Pour illustrer cette tendance à l’archaïsation chez Li Yumin, l’exemple suivant nous semble encore plus parlant :
4. Mais moi je sais que ce n’est pas une question de beauté mais d’autre chose, par exemple, oui, d’autre chose, par exemple d’esprit (A, p. 26).
Nous avons ici à nouveau affaire à une répétition-rectification, qui porte des marques d’oralité. Et même une structure aussi étrangère aux canons du chinois classique donne lieu, chez Li Yumin, à une réinterprétation archaïsante :
Ran’er wo qingchu, zhe bu shi zise de yuangu, er shi bie you yuanyin, kending bie you yuanyin, bifang-shuo shi yinghui ba19 (LYM, p. 16).
(Néanmoins je sais que ce n’est pas lié à l’allure-apparence physique, mais à autre chose, certainement à autre chose, par exemple, à l’intelligence-perspicacité.)
Dans ce bref passage, les traits archaïsants sont multiples : ils touchent d’abord le lexique, avec des termes tels que « zise » (« allure-apparence physique ») et « yinghui » (« intelligence-perspicacité »), typiques du chinois classique20, mais ils concernent également le niveau syntaxique. Pour rendre le syntagme « d’autre chose », Li Yumin utilise la tournure « bie you yuanyin », qui appartient à un état passé de la langue chinoise. En effet, l’emploi adverbial qui est fait du morphème « bie » dans cette construction, courant dans la syntaxe du chinois classique, n’est plus attesté dans la grammaire du chinois moderne21.
Le traitement que Li Yumin réserve aux répétitions durassiennes n’est pas sans impact sur le style de Duras dans le texte chinois. Le recours fréquent au lexique et aux constructions syntaxiques perçus comme « datés » donne au texte traduit une coloration archaïsante, ce qui crée une voix narrative très éloignée de celle mise en scène par Duras dans le texte français.

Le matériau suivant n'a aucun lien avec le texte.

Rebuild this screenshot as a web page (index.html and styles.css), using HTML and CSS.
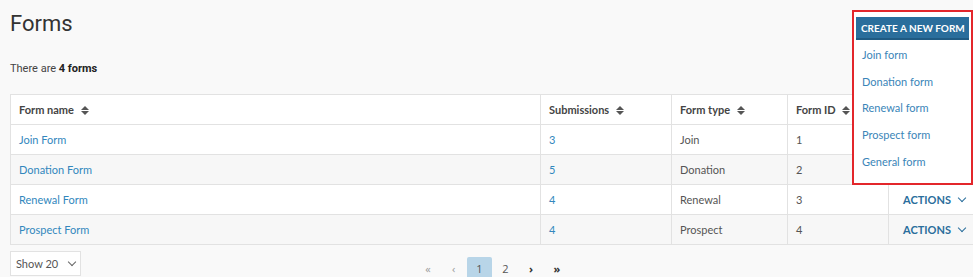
FILE: index.html
```html
<!DOCTYPE html>
<html lang="en">
<head>
    <meta charset="UTF-8">
    <title>Forms</title>
    <link rel="stylesheet" href="styles.css">
</head>
<body>
    <div class="page">
        <div class="top">
            <h1>Forms</h1>
            <div class="new-form">
                <div class="new-form-btn">CREATE A NEW FORM</div>
                <a href="#">Join form</a>
                <a href="#">Donation form</a>
                <a href="#">Renewal form</a>
                <a href="#">Prospect form</a>
                <a href="#">General form</a>
            </div>
        </div>
        <p class="count">There are <strong>4 forms</strong></p>

        <table class="forms">
            <colgroup>
                <col style="width:530px">
                <col style="width:131px">
                <col style="width:116px">
                <col style="width:101px">
                <col style="width:85px">
            </colgroup>
            <thead>
                <tr>
                    <th>Form name <span class="sort"></span></th>
                    <th>Submissions <span class="sort"></span></th>
                    <th>Form type <span class="sort"></span></th>
                    <th>Form ID <span class="sort"></span></th>
                    <th></th>
                </tr>
            </thead>
            <tbody>
                <tr>
                    <td><a href="#">Join Form</a></td>
                    <td><a href="#">3</a></td>
                    <td>Join</td>
                    <td>1</td>
                    <td class="actions">ACTIONS <span class="chev"></span></td>
                </tr>
                <tr>
                    <td><a href="#">Donation Form</a></td>
                    <td><a href="#">5</a></td>
                    <td>Donation</td>
                    <td>2</td>
                    <td class="actions">ACTIONS <span class="chev"></span></td>
                </tr>
                <tr>
                    <td><a href="#">Renewal Form</a></td>
                    <td><a href="#">4</a></td>
                    <td>Renewal</td>
                    <td>3</td>
                    <td class="actions">ACTIONS <span class="chev"></span></td>
                </tr>
                <tr>
                    <td><a href="#">Prospect Form</a></td>
                    <td><a href="#">4</a></td>
                    <td>Prospect</td>
                    <td>4</td>
                    <td class="actions">ACTIONS <span class="chev"></span></td>
                </tr>
            </tbody>
        </table>

        <div class="bottom">
            <div class="show"><span>Show 20</span><span class="chev grey"></span></div>
            <div class="pager">
                <span>&laquo;</span>
                <span>&lsaquo;</span>
                <span class="current">1</span>
                <span class="num">2</span>
                <span class="dark">&rsaquo;</span>
                <span class="dark">&raquo;</span>
            </div>
        </div>
    </div>
</body>
</html>
```

FILE: styles.css
```css
body {
    margin: 0;
    background-color: #f9f9f9;
    font-family: Lato, "Open Sans", Arial, sans-serif;
    color: #555;
    overflow: hidden;
}
.page {
    padding-left: 10px;
    width: 963px;
}
.top {
    position: relative;
    height: 50px;
}
h1 {
    margin: 0;
    padding-top: 11px;
    font-family: Roboto, Arial, sans-serif;
    font-weight: 400;
    font-size: 22px;
    color: #333;
}
.count {
    margin: 12px 0 19px;
    font-family: Roboto, Arial, sans-serif;
    font-size: 11px;
    color: #444;
}
.count strong {
    color: #222;
}
.new-form {
    position: absolute;
    right: 0;
    top: 10px;
    width: 113px;
    height: 166px;
    padding: 5px 2px 0;
    background-color: #fff;
    border: 2px solid #e3262b;
    z-index: 2;
    display: flex;
    flex-direction: column;
}
.new-form-btn {
    background-color: #2a6e9c;
    color: #fff;
    font-size: 10px;
    font-weight: 700;
    height: 21px;
    line-height: 22px;
    padding-left: 5px;
    white-space: nowrap;
    overflow: hidden;
    border-bottom: 2px solid #1f5a82;
}
.new-form a {
    display: block;
    height: 26.7px;
    line-height: 29px;
    padding-left: 6px;
    font-size: 11px;
    color: #3a85b8;
    text-decoration: none;
}
a {
    color: #3287bd;
    text-decoration: none;
}
.forms {
    width: 963px;
    border-collapse: collapse;
    table-layout: fixed;
    background-color: #fff;
    font-size: 11px;
}
.forms th,
.forms td {
    border: 1px solid #e2e2e2;
    height: 29px;
    padding: 0 8px;
    text-align: left;
    white-space: nowrap;
}
.forms th {
    font-weight: 700;
    color: #444;
}
.forms tbody tr:nth-child(even) td {
    background-color: #f7f7f7;
}
.forms td.actions {
    padding-left: 14px;
    font-weight: 700;
    color: #2a6e9c;
}
.sort {
    display: inline-block;
    position: relative;
    width: 8px;
    height: 9px;
    margin-left: 4px;
    vertical-align: -1px;
}
.sort::before,
.sort::after {
    content: "";
    position: absolute;
    left: 0;
    border-left: 4px solid transparent;
    border-right: 4px solid transparent;
}
.sort::before {
    top: 0;
    border-bottom: 4px solid #555;
}
.sort::after {
    bottom: 0;
    border-top: 4px solid #555;
}
.chev {
    display: inline-block;
    width: 5px;
    height: 5px;
    margin-left: 5px;
    border-right: 1.5px solid #2a6e9c;
    border-bottom: 1.5px solid #2a6e9c;
    transform: rotate(45deg);
    vertical-align: 3px;
}
.chev.grey {
    border-color: #666;
    margin: 0 0 3px 0;
}
.bottom {
    position: relative;
    height: 31px;
}
.show {
    width: 59px;
    height: 23px;
    padding: 0 5px 0 5px;
    margin-top: 6px;
    border: 1px solid #e2e2e2;
    background-color: #fff;
    font-size: 11px;
    color: #555;
    display: flex;
    align-items: center;
    justify-content: space-between;
    box-sizing: content-box;
}
.pager {
    position: absolute;
    left: 405px;
    top: 6px;
    display: flex;
    align-items: center;
    font-family: "Open Sans", Arial, sans-serif;
    font-size: 11px;
    color: #999;
}
.pager span {
    width: 25.8px;
    height: 23px;
    line-height: 23px;
    text-align: center;
}
.pager .current {
    background-color: #b8d5e8;
    border-radius: 2px;
    color: #555;
}
.pager .num {
    color: #555;
}
.pager .dark {
    color: #333;
    font-weight: 700;
}
```
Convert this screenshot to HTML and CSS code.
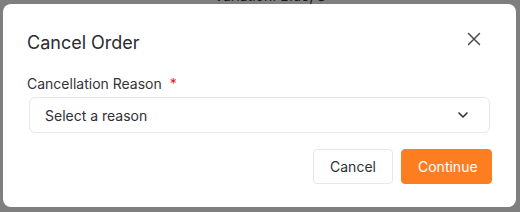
FILE: index.html
```html
<!DOCTYPE html>
<html>
<head>
<meta charset="utf-8">
<link rel="stylesheet" href="styles.css">
</head>
<body>
<div class="page">
  <div class="page-line">Variation: Blue, S</div>
</div>
<div class="overlay">
  <div class="modal" role="dialog" aria-labelledby="t">
    <div class="modal-head">
      <h2 class="modal-title" id="t">Cancel Order</h2>
      <button class="close" aria-label="Close">
        <svg width="14" height="14" viewBox="0 0 14 14" fill="none" stroke="currentColor" stroke-width="1.5" stroke-linecap="round"><path d="M1.5 1.5L12.5 12.5M12.5 1.5L1.5 12.5"/></svg>
      </button>
    </div>
    <label class="field-label">Cancellation Reason <span class="req">*</span></label>
    <div class="select">
      <span>Select a reason</span>
      <svg width="10" height="6" viewBox="0 0 10 6" fill="none" stroke="currentColor" stroke-width="1.6" stroke-linecap="round" stroke-linejoin="round"><path d="M1 1L5 5L9 1"/></svg>
    </div>
    <div class="actions">
      <button class="btn btn-secondary">Cancel</button>
      <button class="btn btn-primary">Continue</button>
    </div>
  </div>
</div>
</body>
</html>
```
FILE: styles.css
```css
* { box-sizing: border-box; }
html, body { margin: 0; padding: 0; }
body {
  width: 520px;
  height: 212px;
  overflow: hidden;
  background: #ffffff;
  font-family: Inter, "Noto Sans", sans-serif;
}
.page {
  margin-top: -13px;
  padding-left: 214px;
}
.page-line {
  font-size: 14px;
  line-height: 18px;
  color: #333;
}
.overlay {
  position: fixed;
  inset: 0;
  background: rgba(0, 0, 0, 0.5);
  display: flex;
  padding: 4px 4px 5px 3px;
}
.modal {
  flex: 1;
  background: #fff;
  border-radius: 8px;
  padding: 25px 24px 23px 24px;
  display: flex;
  flex-direction: column;
}
.modal-head {
  display: flex;
  justify-content: space-between;
  align-items: flex-start;
}
.modal-title {
  margin: 0;
  font-size: 18px;
  line-height: 28px;
  font-weight: 400;
  color: #2b2b30;
}
.close {
  border: 0;
  background: none;
  padding: 0;
  margin: 2px 10px 0 0;
  width: 16px;
  height: 16px;
  display: flex;
  align-items: center;
  justify-content: center;
  color: #4a4a50;
}
.field-label {
  margin-top: 17px;
  font-size: 14px;
  line-height: 20px;
  color: #333338;
}
.req {
  color: #e02424;
  margin-left: 4px;
}
.select {
  margin: 3px 2px 0 2px;
  height: 36px;
  border: 1px solid #e6e7ea;
  border-radius: 6px;
  padding: 0 21px 0 15px;
  display: flex;
  align-items: center;
  justify-content: space-between;
  font-size: 14px;
  color: #2f2f35;
}
.select svg { color: #333; }
.actions {
  margin-top: 16px;
  display: flex;
  justify-content: flex-end;
  gap: 8px;
}
.btn {
  height: 35px;
  padding: 0 16px;
  border-radius: 4px;
  font-family: inherit;
  font-size: 14px;
  line-height: 20px;
}
.btn-secondary {
  width: 80px;
  background: #fff;
  border: 1px solid #e6e7ea;
  color: #2f2f35;
}
.btn-primary {
  width: 91px;
  background: #fd7e21;
  border: 1px solid #fd7e21;
  color: #fff;
}
```
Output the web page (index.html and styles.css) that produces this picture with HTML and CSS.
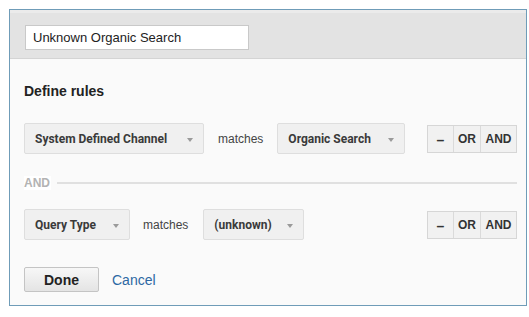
FILE: index.html
```html
<!DOCTYPE html>
<html>
<head>
<meta charset="utf-8">
<link rel="stylesheet" href="styles.css">
</head>
<body>
<div class="panel">
  <div class="header">
    <div class="name-input">Unknown Organic Search</div>
  </div>
  <div class="body">
    <div class="title">Define rules</div>
    <div class="rule">
      <div class="dd dd-1">System Defined Channel<span class="arrow"></span></div>
      <span class="op">matches</span>
      <div class="dd dd-2">Organic Search<span class="arrow"></span></div>
      <div class="btns">
        <span class="b b-minus">&ndash;</span><span class="b b-or">OR</span><span class="b b-and">AND</span>
      </div>
    </div>
    <div class="sep"><span class="sep-label">AND</span><span class="sep-line"></span></div>
    <div class="rule rule-2">
      <div class="dd dd-3">Query Type<span class="arrow"></span></div>
      <span class="op">matches</span>
      <div class="dd dd-4">(unknown)<span class="arrow"></span></div>
      <div class="btns">
        <span class="b b-minus">&ndash;</span><span class="b b-or">OR</span><span class="b b-and">AND</span>
      </div>
    </div>
    <div class="actions">
      <span class="done">Done</span>
      <span class="cancel">Cancel</span>
    </div>
  </div>
</div>
</body>
</html>
```

FILE: styles.css
```css
html, body {
  margin: 0;
  padding: 0;
  background: #ffffff;
}
body {
  font-family: Arial, "Liberation Sans", sans-serif;
  color: #333;
}
.panel {
  margin: 9px 0 0 9px;
  width: 516px;
  height: 295px;
  border: 1px solid #6f9cb8;
  background: #fafafa;
  box-sizing: content-box;
  display: flex;
  flex-direction: column;
}
.header {
  background: #e3e3e3;
  border-top: 3px solid #ebebeb;
  border-bottom: 1px solid #d4d4d4;
  padding: 12px 15px 8px 15px;
  height: 25px;
}
.name-input {
  width: 215px;
  height: 23px;
  background: #fff;
  border: 1px solid #c9c9c9;
  padding-left: 7px;
  font-size: 13px;
  line-height: 23px;
  color: #222;
}
.body {
  padding: 0 9px 0 14px;
}
.title {
  margin-top: 24px;
  font-size: 14px;
  font-weight: bold;
  line-height: 16px;
  color: #222;
}
.rule {
  display: flex;
  align-items: center;
  margin-top: 24px;
  height: 31px;
}
.rule-2 {
  margin-top: 19px;
}
.dd {
  height: 29px;
  border: 1px solid #dedede;
  border-radius: 2px;
  background: #f0f0f0;
  display: flex;
  align-items: center;
  padding: 0 10px 0 10px;
  font-family: Roboto, Arial, sans-serif;
  font-weight: bold;
  font-size: 12px;
  color: #3a3a3a;
  white-space: nowrap;
}
.arrow {
  width: 0;
  height: 0;
  border-left: 3.5px solid transparent;
  border-right: 3.5px solid transparent;
  border-top: 4px solid #9a9a9a;
  margin-left: auto;
  margin-top: 2px;
}
.dd-1 { width: 158px; }
.dd-2 { width: 106px; }
.dd-3 { width: 84px; }
.dd-4 { width: 79px; }
.op {
  font-size: 12px;
  color: #444;
  margin: 0 14px 0 14px;
}
.rule-2 .op { margin: 0 15px 0 13px; }
.btns {
  margin-left: auto;
  display: flex;
  height: 26px;
  border: 1px solid #d6d6d6;
  background: #f1f1f1;
}
.b {
  display: flex;
  align-items: center;
  justify-content: center;
  font-size: 12px;
  font-weight: bold;
  color: #333;
  border-left: 1px solid #dadada;
}
.b-minus { width: 25px; border-left: none; font-size: 14px; padding-top: 2px; box-sizing: border-box; }
.b-or { width: 26px; }
.b-and { width: 35px; }
.sep {
  display: flex;
  align-items: center;
  margin-top: 22px;
  height: 14px;
}
.sep-label {
  font-size: 12px;
  font-weight: bold;
  color: #b3b3b3;
  background: #fff;
  padding: 0 1px 0 0;
}
.sep-line {
  flex: 1;
  height: 2px;
  background: #e0e0e0;
  margin-left: 6px;
  margin-right: 0;
}
.actions {
  display: flex;
  align-items: center;
  margin-top: 27px;
}
.done {
  width: 73px;
  height: 23px;
  border: 1px solid #c4c4c4;
  border-radius: 2px;
  background: linear-gradient(#f7f7f7, #e4e4e4);
  display: flex;
  align-items: center;
  justify-content: center;
  font-size: 14px;
  font-weight: bold;
  color: #222;
}
.cancel {
  margin-left: 13px;
  font-size: 14px;
  color: #2d68a3;
}
```
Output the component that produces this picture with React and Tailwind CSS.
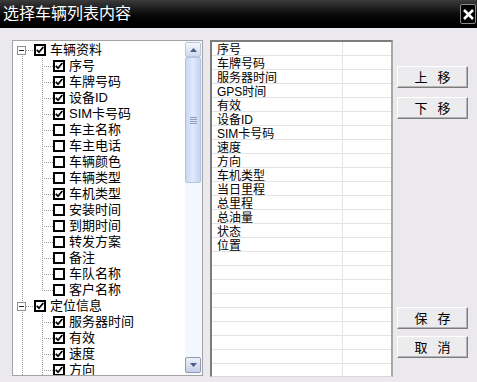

En dépit de leurs différences, Yan Bao et Li Yumin optent tous deux pour la position « cibliste ». Soucieux de ne pas trop heurter leur lecteur dans ses habitudes, ils imposent au texte de Duras toute une série de modifications qui le ramènent vers des formes de discours plus familières au locuteur du chinois. Les deux traducteurs que nous allons considérer, Jiang Qingmei et Wang Daoqian, s’engagent, eux, dans la voie opposée, celle des « sourciers »22 : s’appuyant au maximum sur l’élasticité de la langue, ils transforment le chinois pour lui permettre d’accueillir en son sein les particularités formelles du texte original.
L’approche littéraliste de Jiang Qingmei
Par rapport au texte de Duras, Jiang Qingmei adopte une position « littéraliste », la plus extrême des positions « sourcières ». Dans son Qingren, on observe en effet une forte tendance à calquer, autant que faire se peut, son texte sur celui de Duras. Face à une phrase qui comporte un phénomène de reprise, la traductrice s’efforce de conserver le nombre, l’ordre et la forme des unités répétées, quitte à transgresser les conventions rhétoriques voire les règles syntaxiques du chinois.
Le littéralisme de Jiang Qingmei se manifeste d’abord par sa prédilection pour le calque. Pour se faire une idée de la manière dont elle procède, considérons l’exemple suivant :
5. À force de voir, peut-être, de voir un ciel jaune et vert de l’autre côté de la plaine, elle traverse (A, p. 107).
Youyu kandao le, keneng, kandao le pingyuan nabian conglüse de tiankong, ta chuanguo le senlin23 (JQM, p. 149).
(Ayant vu, peut-être, ayant vu un ciel vert-poireau de l’autre côté de la plaine, elle a traversé la forêt.)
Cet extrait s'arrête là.